WHAT YOU WILL DO -> Exclude the pictures, then repeat the remaining data exactly.

INFORMATION PROVIDED ->

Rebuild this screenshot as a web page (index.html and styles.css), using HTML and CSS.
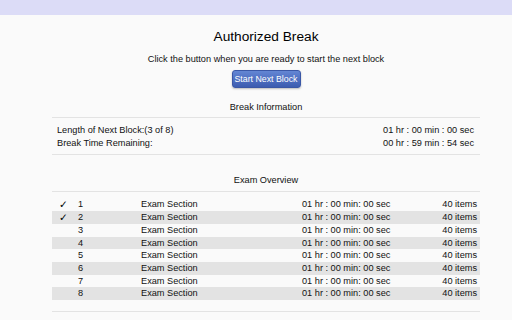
FILE: index.html
```html
<!DOCTYPE html>
<html>
<head>
    <title>Authorized Break</title>
    <meta name="viewport" content="width=device-width, initial-scale=1.0">
    <link rel="stylesheet" href="styles.css">
</head>
<body>
    <div class="topbar"></div>
    <div class="page">
        <h1>Authorized Break</h1>
        <p class="lead">Click the button when you are ready to start the next block</p>
        <div class="actions">
            <button class="start-btn">Start Next Block</button>
        </div>

        <h2 class="section-title">Break Information</h2>
        <div class="info">
            <div class="info-row"><span>Length of Next Block:(3 of 8)</span><span>01 hr : 00 min : 00 sec</span></div>
            <div class="info-row"><span>Break Time Remaining:</span><span>00 hr : 59 min : 54 sec</span></div>
        </div>

        <h2 class="section-title overview">Exam Overview</h2>
        <div class="overview-list">
            <table class="blocks">
                <tr><td class="done">&#10003;</td><td>1</td><td>Exam Section</td><td>01 hr : 00 min: 00 sec</td><td class="items">40 items</td></tr>
                <tr><td class="done">&#10003;</td><td>2</td><td>Exam Section</td><td>01 hr : 00 min: 00 sec</td><td class="items">40 items</td></tr>
                <tr><td class="done"></td><td>3</td><td>Exam Section</td><td>01 hr : 00 min: 00 sec</td><td class="items">40 items</td></tr>
                <tr><td class="done"></td><td>4</td><td>Exam Section</td><td>01 hr : 00 min: 00 sec</td><td class="items">40 items</td></tr>
                <tr><td class="done"></td><td>5</td><td>Exam Section</td><td>01 hr : 00 min: 00 sec</td><td class="items">40 items</td></tr>
                <tr><td class="done"></td><td>6</td><td>Exam Section</td><td>01 hr : 00 min: 00 sec</td><td class="items">40 items</td></tr>
                <tr><td class="done"></td><td>7</td><td>Exam Section</td><td>01 hr : 00 min: 00 sec</td><td class="items">40 items</td></tr>
                <tr><td class="done"></td><td>8</td><td>Exam Section</td><td>01 hr : 00 min: 00 sec</td><td class="items">40 items</td></tr>
            </table>
        </div>
    </div>
</body>
</html>
```

FILE: styles.css
```css
body { margin: 0; background: #fafafa; color: #111; font-family: "Liberation Sans", Arial, sans-serif; font-size: 9.2px; }
.topbar { height: 15px; background: #dcdcf7; }
.page { width: 428px; margin-left: 52px; }
h1 { margin: 14px 0 0; font-size: 13.7px; line-height: 16px; font-weight: normal; text-align: center; color: #000; }
.lead { margin: 8px 0 0; line-height: 12px; text-align: center; }
.actions { display: flex; justify-content: center; margin-top: 5px; }
.start-btn { width: 69px; height: 18px; padding: 0; border: 1px solid #3a57a6; border-radius: 3px; background: linear-gradient(#6386d4, #3c5cb0); color: #fff; font-family: "Liberation Sans", Arial, sans-serif; font-size: 8.8px; box-shadow: 0 1px 2px rgba(0,0,0,0.25); cursor: pointer; }
.section-title { margin: 13px 0 0; padding-bottom: 4px; border-bottom: 1px solid #e3e3e3; font-size: 9.2px; line-height: 12px; font-weight: normal; text-align: center; }
.section-title.overview { margin-top: 19px; padding-bottom: 5px; }
.info { padding: 6px 6px 5px 5px; border-bottom: 1px solid #e3e3e3; }
.info-row { display: flex; justify-content: space-between; line-height: 12.7px; }
.overview-list { padding: 6px 0 11px; border-bottom: 1px solid #e3e3e3; }
.blocks { width: 100%; border-collapse: collapse; table-layout: fixed; }
.blocks td { padding: 0; height: 12.7px; line-height: 12.7px; white-space: nowrap; }
.blocks tr:nth-child(even) { background: #e3e3e3; }
.blocks td:nth-child(1) { width: 19px; padding-left: 7px; }
.blocks td:nth-child(2) { width: 63px; }
.blocks td:nth-child(3) { width: 161px; }
.blocks td.done { font-family: "DejaVu Sans", sans-serif; font-size: 10.5px; color: #000; }
.blocks td.items { text-align: right; padding-right: 3px; }
```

EXERCISE RESULT ->
Rebuild this screenshot as a web page (index.html and styles.css), using HTML and CSS.
FILE: index.html
```html
<!DOCTYPE html>
<html>
<head>
    <title>Authorized Break</title>
    <meta name="viewport" content="width=device-width, initial-scale=1.0">
    <link rel="stylesheet" href="styles.css">
</head>
<body>
    <div class="topbar"></div>
    <div class="page">
        <h1>Authorized Break</h1>
        <p class="lead">Click the button when you are ready to start the next block</p>
        <div class="actions">
            <button class="start-btn">Start Next Block</button>
        </div>

        <h2 class="section-title">Break Information</h2>
        <div class="info">
            <div class="info-row"><span>Length of Next Block:(3 of 8)</span><span>01 hr : 00 min : 00 sec</span></div>
            <div class="info-row"><span>Break Time Remaining:</span><span>00 hr : 59 min : 54 sec</span></div>
        </div>

        <h2 class="section-title overview">Exam Overview</h2>
        <div class="overview-list">
            <table class="blocks">
                <tr><td class="done">&#10003;</td><td>1</td><td>Exam Section</td><td>01 hr : 00 min: 00 sec</td><td class="items">40 items</td></tr>
                <tr><td class="done">&#10003;</td><td>2</td><td>Exam Section</td><td>01 hr : 00 min: 00 sec</td><td class="items">40 items</td></tr>
                <tr><td class="done"></td><td>3</td><td>Exam Section</td><td>01 hr : 00 min: 00 sec</td><td class="items">40 items</td></tr>
                <tr><td class="done"></td><td>4</td><td>Exam Section</td><td>01 hr : 00 min: 00 sec</td><td class="items">40 items</td></tr>
                <tr><td class="done"></td><td>5</td><td>Exam Section</td><td>01 hr : 00 min: 00 sec</td><td class="items">40 items</td></tr>
                <tr><td class="done"></td><td>6</td><td>Exam Section</td><td>01 hr : 00 min: 00 sec</td><td class="items">40 items</td></tr>
                <tr><td class="done"></td><td>7</td><td>Exam Section</td><td>01 hr : 00 min: 00 sec</td><td class="items">40 items</td></tr>
                <tr><td class="done"></td><td>8</td><td>Exam Section</td><td>01 hr : 00 min: 00 sec</td><td class="items">40 items</td></tr>
            </table>
        </div>
    </div>
</body>
</html>
```

FILE: styles.css
```css
body { margin: 0; background: #fafafa; color: #111; font-family: "Liberation Sans", Arial, sans-serif; font-size: 9.2px; }
.topbar { height: 15px; background: #dcdcf7; }
.page { width: 428px; margin-left: 52px; }
h1 { margin: 14px 0 0; font-size: 13.7px; line-height: 16px; font-weight: normal; text-align: center; color: #000; }
.lead { margin: 8px 0 0; line-height: 12px; text-align: center; }
.actions { display: flex; justify-content: center; margin-top: 5px; }
.start-btn { width: 69px; height: 18px; padding: 0; border: 1px solid #3a57a6; border-radius: 3px; background: linear-gradient(#6386d4, #3c5cb0); color: #fff; font-family: "Liberation Sans", Arial, sans-serif; font-size: 8.8px; box-shadow: 0 1px 2px rgba(0,0,0,0.25); cursor: pointer; }
.section-title { margin: 13px 0 0; padding-bottom: 4px; border-bottom: 1px solid #e3e3e3; font-size: 9.2px; line-height: 12px; font-weight: normal; text-align: center; }
.section-title.overview { margin-top: 19px; padding-bottom: 5px; }
.info { padding: 6px 6px 5px 5px; border-bottom: 1px solid #e3e3e3; }
.info-row { display: flex; justify-content: space-between; line-height: 12.7px; }
.overview-list { padding: 6px 0 11px; border-bottom: 1px solid #e3e3e3; }
.blocks { width: 100%; border-collapse: collapse; table-layout: fixed; }
.blocks td { padding: 0; height: 12.7px; line-height: 12.7px; white-space: nowrap; }
.blocks tr:nth-child(even) { background: #e3e3e3; }
.blocks td:nth-child(1) { width: 19px; padding-left: 7px; }
.blocks td:nth-child(2) { width: 63px; }
.blocks td:nth-child(3) { width: 161px; }
.blocks td.done { font-family: "DejaVu Sans", sans-serif; font-size: 10.5px; color: #000; }
.blocks td.items { text-align: right; padding-right: 3px; }
```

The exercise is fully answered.